Physical characteristics
- • location: valley in Franklin Township, Luzerne County, Pennsylvania
- • elevation: between 980 and 1,000 feet (299 and 305 m)
- • location: Susquehanna River in Exeter Township, Luzerne County, Pennsylvania
- • coordinates: 41°24′56″N 75°49′58″W﻿ / ﻿41.4155°N 75.8327°W
- • elevation: 551 ft (168 m)
- Length: 3.3 mi (5.3 km)
- Basin size: 2.24 mi^{2} (5.8 km^{2})

Basin features
- Progression: Susquehanna River → Chesapeake Bay

= Dymond Creek =

Dymond Creek is a tributary of the Susquehanna River in Luzerne County, Pennsylvania, in the United States. It is approximately 3.3 mi long and flows through Franklin Township and Exeter Township. The watershed of the creek has an area of 2.24 sqmi. The creek is not designated as impaired and its drainage basin is a Coldwater Fishery and a Migratory Fishery. The surficial geology in its vicinity consists of Wisconsinan Till, Wisconsinan Outwash, Wisconsinan Ice-Contact Stratified Drift, alluvium, alluvial fan, and bedrock.

==Course==
Dymond Creek begins in a valley in Franklin Township. It flows east for a short distance before turning northeast and entering Exeter Township and the census-designated place of Upper Exeter. The creek then passes through a small lake and turns east for several tenths of a mile before turning northeast for several tenths of a mile. After that, it gradually turns east and then south-southeast. Several tenths of a mile further downstream, the creek turns east-northeast, leaves its valley, and crosses Pennsylvania Route 92. After a few tenths of a mile, it reaches its confluence with the Susquehanna River.

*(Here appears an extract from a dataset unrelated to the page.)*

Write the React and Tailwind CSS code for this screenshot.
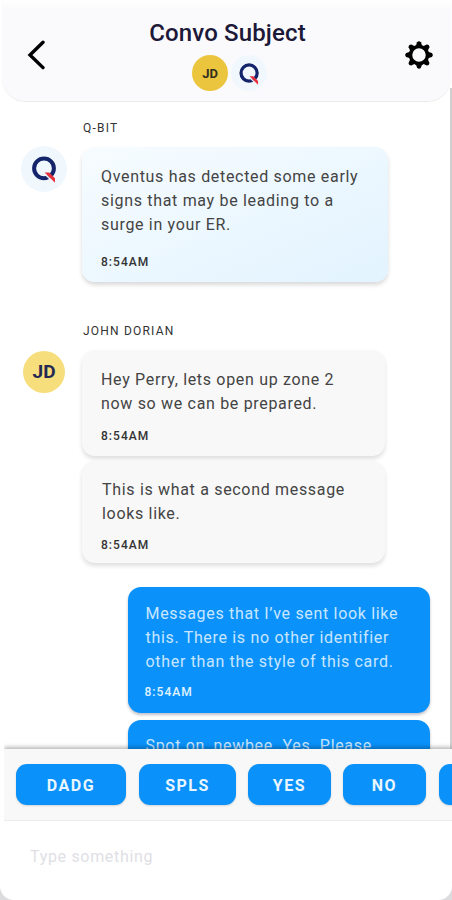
const QLogo = ({ className }) => (
  <svg viewBox="0 0 25 27" className={className} fill="none">
    <circle cx="12" cy="12.3" r="9.9" stroke="#14246b" strokeWidth="4" />
    <path d="M11.2 16.4L22.4 27" stroke="#f0f8fe" strokeWidth="1.6" />
    <path d="M12.6 16.4h4.6L23 22.2V26.8z" fill="#e8303c" />
  </svg>
);

const Gear = () => (
  <svg viewBox="-14 -14 28 28" className="h-7 w-7">
    <circle r="8.5" fill="none" stroke="#000" strokeWidth="3.5" />
    {[0, 45, 90, 135, 180, 225, 270, 315].map((a) => (
      <path key={a} transform={`rotate(${a})`} d="M-3.2 -9L-1.9 -12.8Q0 -14.8 1.9 -12.8L3.2 -9Z" fill="#000" />
    ))}
  </svg>
);

const Bubble = ({ lines, className, time, timeClass }) => (
  <div className={`rounded-[13px] ${className}`}>
    <div className="text-[16px] leading-6 tracking-[0.68px] whitespace-nowrap">
      {lines.map((l) => (
        <div key={l}>{l}</div>
      ))}
    </div>
    {time && <div className={`text-[12px] leading-4 font-medium tracking-[1.05px] ${timeClass}`}>{time}</div>}
  </div>
);

const grayCard = "w-[303px] bg-[#f8f8f8] text-[#444] shadow-[0_3px_4px_rgba(0,0,0,0.13)]";
const blueCard = "w-[302px] shrink-0 bg-[#0a92fa] text-[#c8e6ff] shadow-[0_2px_3px_rgba(0,0,40,0.25)]";
const quick = "flex h-[41px] shrink-0 items-center justify-center rounded-[11px] bg-[#0a92fa] pt-[2px] text-[16px] font-bold tracking-[1.5px] text-[#eaf6ff] shadow-[0_1px_2px_rgba(0,0,0,0.15)]";

export default function App() {
  return (
    <div className="flex h-[900px] w-[452px] flex-col overflow-hidden bg-white font-['Roboto',sans-serif]">
      <header className="relative ml-[2px] flex h-[101px] w-[449px] shrink-0 items-center justify-between rounded-b-[24px] bg-linear-to-b from-white to-[#fafafc] to-10% pr-[18px] pl-[25px] shadow-[0_1px_1px_rgba(0,0,0,0.09)]">
        <svg viewBox="0 0 18 30" className="mt-[8px] h-[30px] w-[18px]" fill="none" stroke="#000" strokeWidth="3.4" strokeLinecap="round">
          <path d="M16 2.2L3 15L16 27.6" />
        </svg>
        <div className="ml-[5px] flex h-full flex-col items-center pt-[19px]">
          <h1 className="text-[24px] leading-[28px] font-medium tracking-[0.15px] whitespace-nowrap text-[#1c1838]">Convo Subject</h1>
          <div className="mt-[8px] ml-[4px] flex gap-[3px]">
            <div className="flex h-9 w-9 items-center justify-center rounded-full bg-[#ecc53e] pt-px text-[13px] font-bold text-[#33301f]">JD</div>
            <div className="flex h-9 w-9 items-center justify-center rounded-full bg-[#f0f8fe]">
              <QLogo className="mt-[2px] h-[22px] w-[21px]" />
            </div>
          </div>
        </div>
        <div className="mt-[9px]"><Gear /></div>
      </header>

      <main className="flex h-[648px] shrink-0 flex-col overflow-hidden">
        <div className="mt-[19px] pl-[83px] text-[12px] leading-4 tracking-[1.2px] text-[#333]">Q-BIT</div>
        <div className="mt-[11px] flex pl-[21px]">
          <div className="mt-[-1px] mr-[15px] flex h-[46px] w-[46px] items-center justify-center rounded-full bg-[#f0f8fe]">
            <QLogo className="h-[27px] w-[25px]" />
          </div>
          <Bubble
            time="8:54AM"
            lines={["Qventus has detected some early", "signs that may be leading to a", "surge in your ER."]}
            className="h-[135px] w-[306px] bg-linear-to-br from-[#f7fcff] to-[#e2f3ff] pt-[18px] pl-[19px] text-[#444] shadow-[0_3px_4px_rgba(0,0,0,0.15)]"
            timeClass="mt-[17px] text-[#333]"
          />
        </div>

        <div className="mt-[41px] pl-[83px] text-[12px] leading-4 tracking-[1.2px] text-[#333]">JOHN DORIAN</div>
        <div className="mt-[11px] flex pl-[23px]">
          <div className="mt-[1px] mr-[17px] flex h-[42px] w-[42px] items-center justify-center rounded-full bg-[#f7de7c] text-[19px] font-bold text-[#242852]">JD</div>
          <div className="flex flex-col gap-[5px]">
            <Bubble
              time="8:54AM"
              lines={["Hey Perry, lets open up zone 2", "now so we can be prepared."]}
              className={`h-[106px] pt-[18px] pl-[19px] ${grayCard}`}
              timeClass="mt-[12px] text-[#333]"
            />
            <Bubble
              time="8:54AM"
              lines={["This is what a second message", "looks like."]}
              className={`h-[102px] pt-[17px] pl-[20px] ${grayCard}`}
              timeClass="-ml-px mt-[11px] text-[#333]"
            />
          </div>
        </div>

        <div className="mt-[24px] flex flex-col gap-[7px] pl-[128px]">
          <Bubble
            time="8:54AM"
            lines={["Messages that I’ve sent look like", "this. There is no other identifier", "other than the style of this card."]}
            className={`h-[126px] pt-[15px] pl-[17.5px] ${blueCard}`}
            timeClass="-ml-px mt-[10px] text-[#e0f2ff]"
          />
          <Bubble
            lines={["Spot on, newbee. Yes. Please"]}
            className={`h-[60px] pt-[14px] pl-[17.5px] ${blueCard}`}
          />
        </div>
        <div className="absolute top-[88px] left-[450px] h-[661px] w-[2px] bg-[#cfcfcf]" />
      </main>

      <div className="relative ml-[4px] flex h-[72px] w-[448px] shrink-0 gap-[13px] border-b border-[#ececf0] bg-[#f8f8f8] pt-[15px] pl-[12px] shadow-[0_-2px_4px_rgba(0,0,0,0.28)] [clip-path:inset(-10px_0_0_0)]">
        <div className={`w-[110px] ${quick}`}>DADG</div>
        <div className={`w-[97px] ${quick}`}>SPLS</div>
        <div className={`-ml-px w-[83px] ${quick}`}>YES</div>
        <div className={`-ml-px w-[83px] ${quick}`}>NO</div>
        <div className={`w-[83px] ${quick}`} />
      </div>

      <footer className="flex-1 bg-[#dcdcde]">
        <div className="flex h-full items-center rounded-b-[14px] bg-white pb-[8px] pl-[30px]">
          <input
            placeholder="Type something"
            className="w-full bg-transparent text-[16px] tracking-[0.68px] outline-none placeholder:text-[#dfe0e6]"
          />
        </div>
      </footer>
    </div>
  );
}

Dymond Creek joins the Susquehanna River 204.98 mi upstream of its mouth.

==Hydrology, geography and geology==
The elevation near the mouth of Dymond Creek is 551 ft above sea level. The elevation of the creek's source is between 980 and 1000 ft above sea level.

The surficial geology in the vicinity of Dymond Creek consists mainly of a till known as Wisconsinan Till, alluvium, Wisconsinan Ice-Contact Stratified Drift, and bedrock containing sandstone, conglomeratic sandstone, shale, and coal. However, Wisconsinan Outwash containing stratified sand and gravel occurs near the creek's mouth and there are a few patches of alluvial fan near the lower and middle reaches.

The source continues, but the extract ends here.